The first image above is of Avalokliteshvara belonging to the RMA. The second image below is from a set of nine paintings sometimes thought to have been originally created or commissioned by Situ Panchen Chokyi Jungne. The painting is in a Chinese style although almost any painting associated with Situ Panchen is incorrectly said to be in a Karma Gadri style. There are many reasons for this, too many to discuss at this time. This second painting is a recent Tibetan copy of an older painting located at a monastery in Eastern Tibet. The only other known painting (photographed) like this is in the Rubin Museum of Art (see first image). Don and I purchased it specifically for the Situ Panchen exhibition which is currently showing. It will be interesting to carefully compare the two images.

The lower painting is of the 5th Khamtrul Rinpoche and done in a Cho Tashi style from Khampa Gar in Eastern Tibet. (Cho Tashi was a famous Drugpa Kagyu artist from the 17th/18th century).
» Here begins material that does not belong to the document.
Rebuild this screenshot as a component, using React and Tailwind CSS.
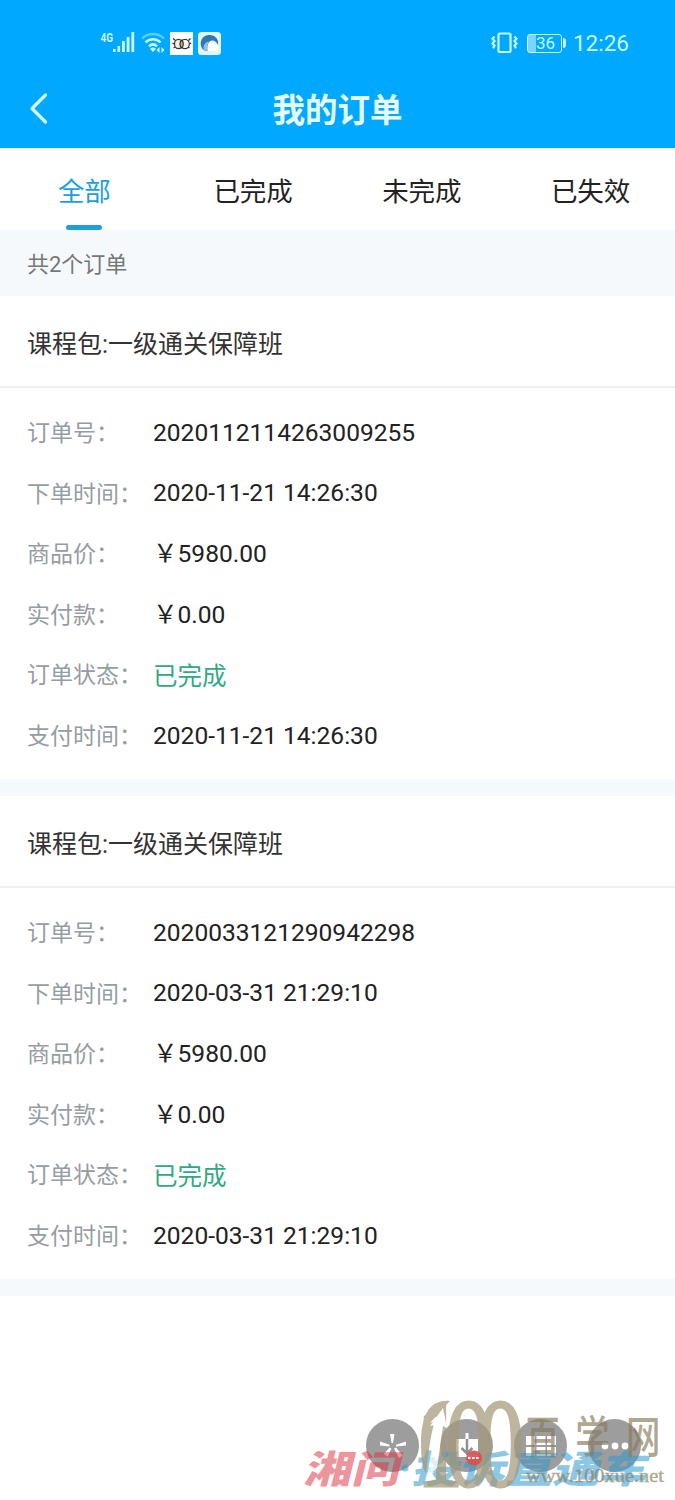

The colours are rich, thick, applied heavily and the composition makes full use of the entire canvas unlike the paintings from Palpung that are called Karma Gadri style.

Thursday, April 2, 2009

The Twenty-One Taras of Jowo Atisha

Some say there were 10,000 people but I think that is exaggerated. There were easily 5 to 7,000, but my number could be off as well. Today was the day of the Tara initiation at the Sakya Nunnery which turned out to be a shortened version of the Twenty-one Taras of Atisha. We arrived at 8:00 in the morning and finally left the Nunnery at 2:00. It was another long day and it was only half over. I returned to Manduwalla and napped. The weather has gotten a lot warmer in the last couple of days.

I will be busy tonight preparing CDs of images to present to Sakya Trizin tomorrow morning. I have also been asked to lecture tomorrow afternoon at Sakya Center. The topic will be Sakya History and Art.

The painting above is from a set of Tangkas depicting all twenty-one Taras in groups of three. This is the only known painting from this set of approximately nine paintings. I only know of one other set in this configuration and again it is only a single painting in the Rubin personal collection.